Article
from The Washington Times

Nuclear Attack a Worst-Case Reality?

During the 2004 campaign, in the first nationally televised debate between President Bush and his challenger, Sen. John Kerry, the moderator asked each candidate, "What is the single most-serious threat to American national security?"

Mr. Kerry answered: "nuclear terrorism."

Mr. Bush said, "I agree with my opponent that the biggest threat facing the country is weapons of mass destruction in the hands of a terrorist network."

In recent years, contrarians have emerged to challenge what they call an "atomic obsession." They argue that no terrorist group is seriously motivated to conduct a nuclear terrorist attack; that none is capable of overcoming "Herculean challenges" to acquire the fissile material for a bomb or constructing a nuclear device; and that even if they were able to do so, they would not be able to deliver the device to the United States.

In short, they argue that nuclear terrorism is a "worst-case fantasy."

If only this were the case.

In "Nuclear Terrorism: The Ultimate Preventable Catastrophe," published in 2004, I present the evidence for the proposition that on the current trajectory, a successful terrorist nuclear attack devastating one of the great cities of the world is inevitable. I offer my own considered judgment that if all the governments stay on autopilot, doing no more and no less than they are doing today, a nuclear 9/11 is more likely than not within a decade — that is, by 2014.

Richard Garwin, a designer of the hydrogen bomb, was called by Nobel laureate Enrico Fermi "the only true genius I had ever met." Testifying to Congress in March 2007, Mr. Garwin estimated a "20 percent per year probability of a nuclear explosion with American cities and European cities included."

My Harvard colleague, Matthew Bunn, created a model that estimates the probability of a terrorist nuclear attack over a 10-year period to be 29 percent — identical to the average estimate from a poll of security experts commissioned by Sen. Richard G. Lugar, Indiana Republican, in 2005.

Former Defense Secretary William J. Perry has expressed that my work underestimates the risk. Warren Buffet, the world's most successful investor and legendary odds-maker in pricing insurance policies for unlikely but catastrophic events, concluded that nuclear terrorism is "inevitable." As he has stated: "I don't see any way that it won't happen." Are there real and serious adversaries of the United States intent on conducting a terrorist nuclear attack on the homeland? Yes.

Al Qaeda remains a formidable enemy with clear nuclear ambitions. In 1998, Osama bin Laden declared that obtaining weapons of mass destruction was "a religious duty" for al Qaeda.

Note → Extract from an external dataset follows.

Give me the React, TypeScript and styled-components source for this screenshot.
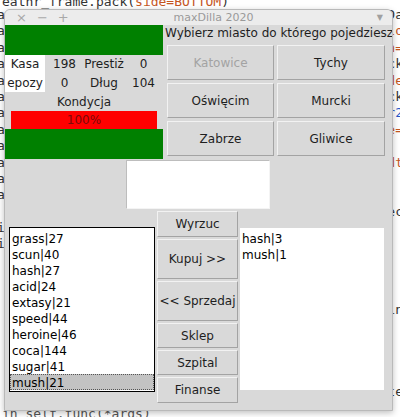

According to the final report of the 9/11 commission, "Al Qaeda has tried to acquire or make nuclear weapons for at least 10 years ... and continues to pursue its strategic goal of obtaining a nuclear capability." Al Qaeda spokesman Sulaiman Abu Ghaith announced the group's objective — "to kill 4 million Americans — 2 million of them children," in retaliation for the deaths the group thinks the United States and Israel have inflicted on Muslims.

As former CIA Director George J. Tenet reveals in his memoir, "the most senior leaders of al Qaeda are still singularly focused on acquiring [weapons of mass destruction]... . The main threat is the nuclear one. I am convinced that this is where Osama bin Laden and his operatives desperately want to go."

Homeland Security Undersecretary Charles Allen confirmed Mr. Tenet's view in his Senate testimony earlier this month. He told lawmakers: "Our post-9/11 successes against the Taliban in Afghanistan yielded volumes of information that completely changed our view of al Qaeda's nuclear program. We learned that al Qaeda wants a weapon to use, not a weapon to sustain and build a stockpile. ... A terrorist group needs only to produce a nuclear yield once to change history." Would a nuclear 9/11 be a game-changer? You bet.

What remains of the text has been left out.